Pat Keller
Three-time long boat Green Race champion; whitewater’s sweetheart of the Southeast
Learn your boat by first taking it out to the lake. The best way to know your craft and how it will respond in varying currents is to be aware of what its rocker and edges will want to do. A quick drill on flatwater will help you dial this. First, get up to speed. Once you’re moving, you have four options:

1. Lean to the front left edge
2. Lean to the front right edge
3. Lean over the back left edge
4. Lean over the back right edge.

Try all four of those and just see what the boat wants to do.

Shane Benedict
Two-time medalist at World Freestyle; co-founder of Liquidlogic kayaks
I have always thought of my top skill as being precision. I regularly use a broad repertoire of strokes to the point that they become second nature. Practice freestyling and old-school-style eddy hopping to learn how to visualize tight, precise lines and put the boat exactly where you want it with the right momentum and angle. It also doesn’t hurt to know how to scramble like a mofo when you are dealing with Plan B.

Nick Troutman
Bronze medalist in Freestyle World Championships 2007; three-time Canadian national freestyle champion
One of the most important and most underrated skills is edge control. It’s the difference you notice between someone flying through the rapid fast and stylish compared to someone just making it down the rapid. You edge the boat to miss tapping on a little rock or catching your edge on an eddy line; it’s also about knowing exactly when to edge to take a boof stroke or land a boof. To practice, just try simple tricks like seeing how long you can edge on your side without having your paddle in the water. Get farther onto your sidewall until you eventually fall over. This skill takes time to master, though luckily you can practice anywhere.

Clay Wright
First Green Race winner; squirt boating icon; inventor of “the loop”
Practice failure. Try really hard moves in safe places. You’ll learn the very real skill of dealing with where you are when you aren’t set up for the rest of the drop. Try rolls or 360s between eddies, attempt eddies that are too shallow or small and learn to grab at rocks or fall out the back and get back on track.

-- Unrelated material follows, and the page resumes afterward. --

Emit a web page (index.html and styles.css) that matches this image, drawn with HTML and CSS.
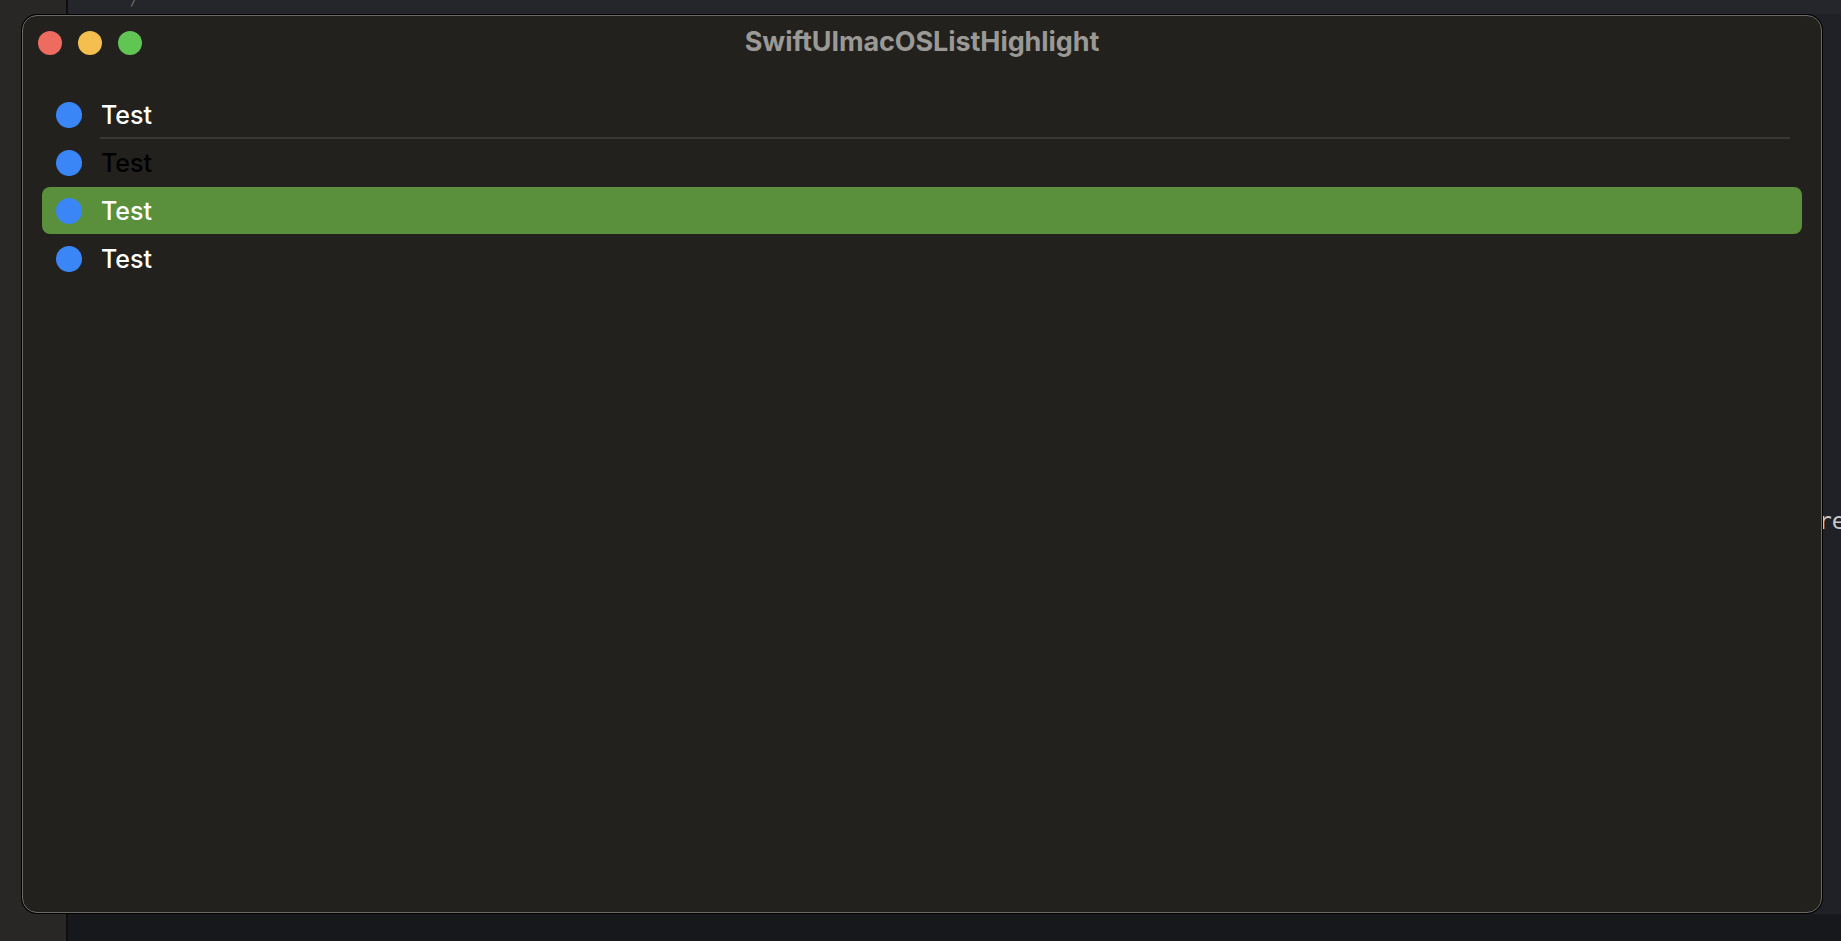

Paddlers who can improvise quickly form better back-up plans and get to run challenging lines with less risk.

Anna Levesque
Bronze medalist at Freestyle World Championships 2001; founder and owner of Girls at Play
The skill I think is crucial for styling a rapid is confidence. Confidence and skill are related. The better skill (technique) you have, the more confident you’ll feel; the more confident you feel, the better you’ll perform. Building confidence has four components:
1. Learn and practice good technique.
2. Gain experience. Get out and paddle.
3. Feel supported by your paddling peers.
4. Learn from the bad lines, but don’t focus on them.

Confidence comes from recognizing our strengths while we learn from our weaknesses.